▶ _SHORT PROBLEM_:
Give the number of lines below that contain the word "this", and nothing else.

▶ _PROVIDED RECORDS_:
>> start
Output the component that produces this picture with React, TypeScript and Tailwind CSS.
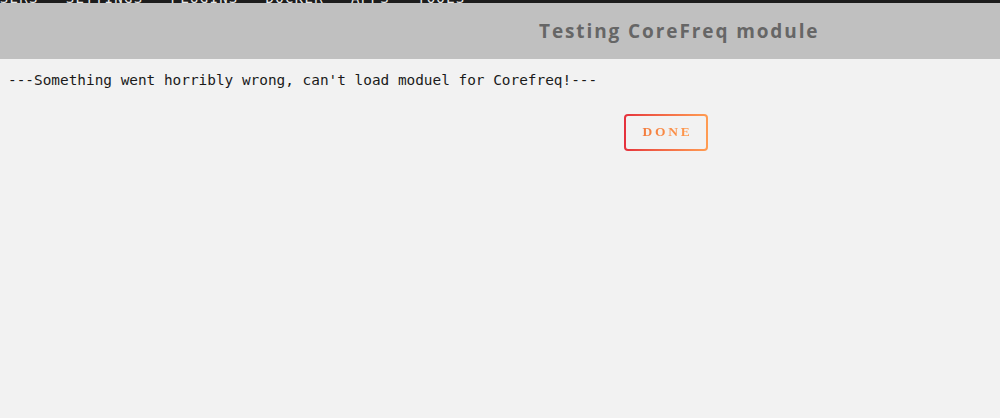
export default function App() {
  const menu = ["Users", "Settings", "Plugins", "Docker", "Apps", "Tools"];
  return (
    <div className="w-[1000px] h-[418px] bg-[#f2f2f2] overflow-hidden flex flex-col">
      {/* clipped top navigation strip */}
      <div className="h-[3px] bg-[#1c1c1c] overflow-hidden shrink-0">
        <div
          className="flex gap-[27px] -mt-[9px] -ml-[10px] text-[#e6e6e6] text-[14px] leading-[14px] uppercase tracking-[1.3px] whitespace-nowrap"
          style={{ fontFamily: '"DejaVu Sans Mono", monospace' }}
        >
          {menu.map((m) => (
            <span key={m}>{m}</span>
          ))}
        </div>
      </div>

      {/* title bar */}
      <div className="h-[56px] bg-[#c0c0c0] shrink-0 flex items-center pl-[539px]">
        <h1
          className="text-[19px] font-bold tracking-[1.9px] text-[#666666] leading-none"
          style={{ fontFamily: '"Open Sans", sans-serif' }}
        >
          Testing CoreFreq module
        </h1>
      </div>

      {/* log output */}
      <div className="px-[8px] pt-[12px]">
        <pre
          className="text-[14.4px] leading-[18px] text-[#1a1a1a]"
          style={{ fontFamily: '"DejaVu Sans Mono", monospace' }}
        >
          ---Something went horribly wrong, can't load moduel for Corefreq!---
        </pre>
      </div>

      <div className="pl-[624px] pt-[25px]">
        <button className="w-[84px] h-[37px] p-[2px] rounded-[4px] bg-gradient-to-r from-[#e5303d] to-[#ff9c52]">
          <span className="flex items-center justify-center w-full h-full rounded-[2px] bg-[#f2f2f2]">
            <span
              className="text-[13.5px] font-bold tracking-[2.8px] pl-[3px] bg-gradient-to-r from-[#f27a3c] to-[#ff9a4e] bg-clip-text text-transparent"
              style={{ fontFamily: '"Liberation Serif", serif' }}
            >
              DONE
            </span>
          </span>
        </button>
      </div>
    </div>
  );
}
>> end
>> start
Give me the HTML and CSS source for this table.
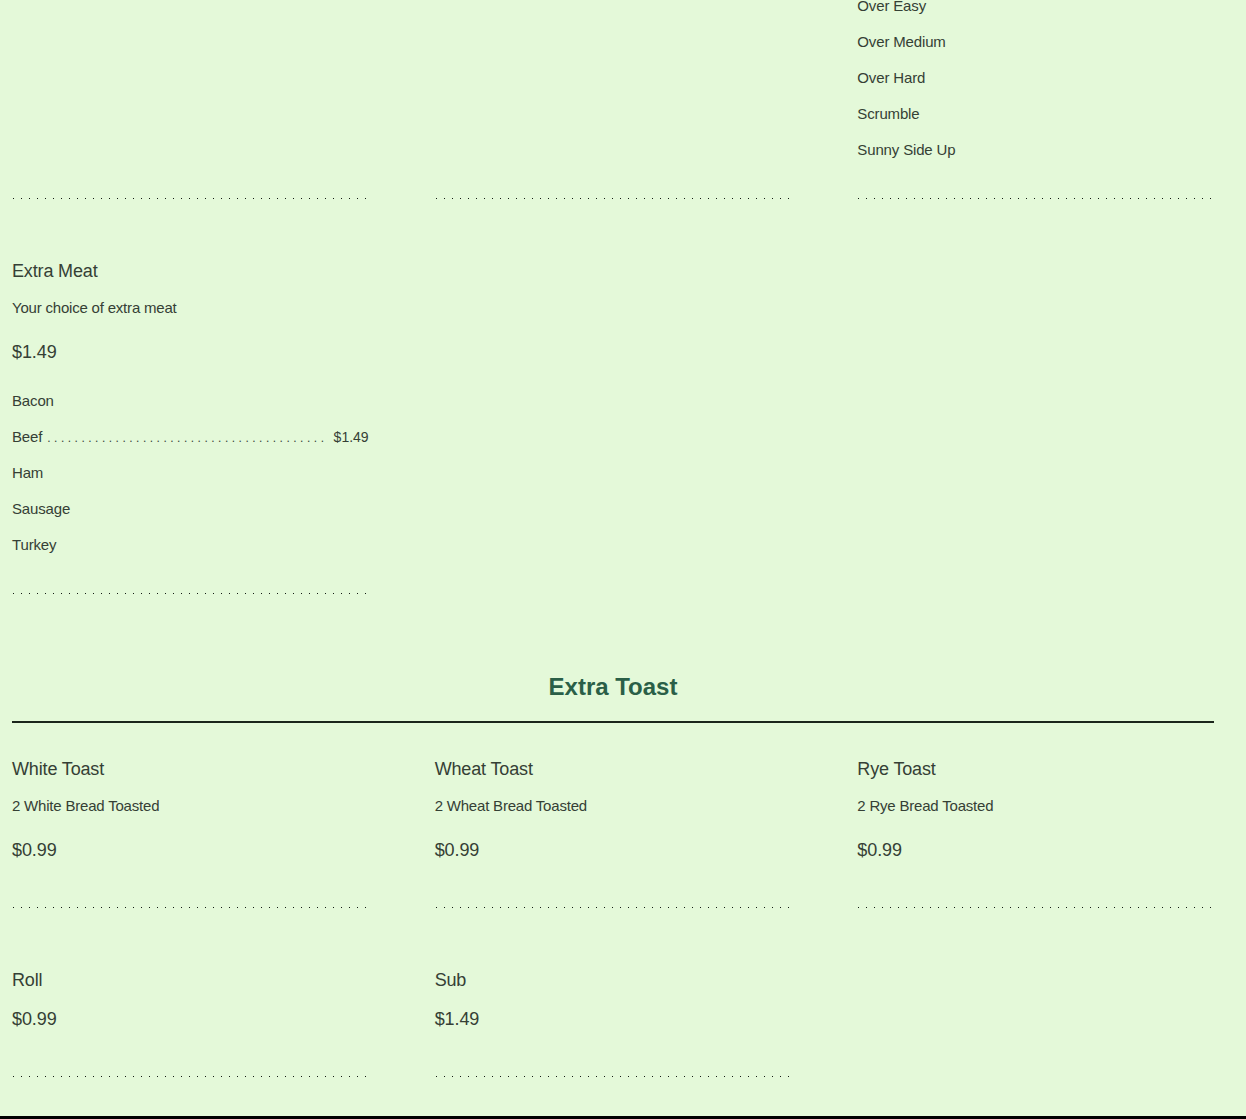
>> end
▶ _RESPONSE TO THE TASK_:
2